Understanding the proof of intersection of closed sets is closed

Question

Prove for any collection of $\{F_\alpha\}$ of closed sets, $\bigcap_{\alpha} F_{\alpha}$ is closed.

I am reading Methods of real analysis by Goldberg and I am trying to understand the proof of the above stated theorem.

I understand the proof using De Morgan's law. For e.g., this one: using demorgan's law

Goldberg book's proof:

I am having trouble understanding the second sentence:

Let $x \in \left(\bigcap_{\alpha} F_{\alpha}\right)^c$, then any open ball $B_r(x)$ contains a point $y \in \bigcap_{\alpha} F_{\alpha}$...
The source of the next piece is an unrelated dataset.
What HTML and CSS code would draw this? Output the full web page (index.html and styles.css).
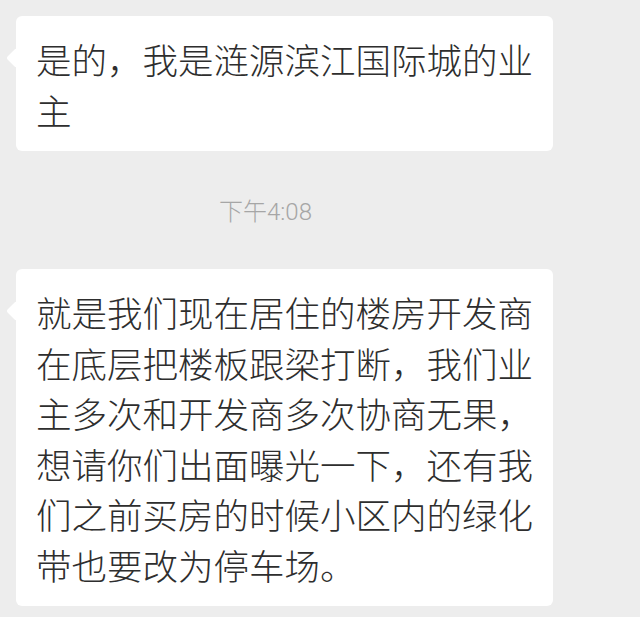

How can we conclude any open ball contains a point $y$?

Answer 1

If there is an $r$ such that $B[x;r]\cap \bigcap_{F\in \cal F}F=\emptyset$ this would mean that $x$ is in the inner of the complement of $\bigcap_{F\in \cal F}F$, since $B[x;r]\subseteq (\bigcap_{F\in \cal F}F)^{\mathrm complement}$. Thus cannot belong to the closure of $\bigcap_{F\in \cal F}F$.

Answer 2

Suppose $x \in \overline{\bigcap \{F : F \in \mathcal{F}\}}$, so the closure of the intersection. Fix $F_0 \in \mathcal{F}$ arbitarily. Let $B(x,r)$ be any ball around $x$. From being in this closure we know that $B(x,r) \cap \bigcap \{F : F \in \mathcal{F}\} \neq \emptyset$, say they intersect in $y$, but as $y$ is in the intersection, in particular $y \in B(x,r) \cap F_0$. So $x \in \overline{F_0}=F_0$ ($F_0$ is closed). As $F_0 \in \mathcal{F}$ was arbitary, $y \in \bigcap \{F : F \in \mathcal{F}\}$. So $\bigcap \{F : F \in \mathcal{F}\}$ is closed, as it contains every point of it closure.

Essential background knowledge: $\overline{A}=\{x\mid \forall r>0: B(x,r) \cap A \neq \emptyset\}$ and $A$ is closed iff $\overline{A} \subseteq A$.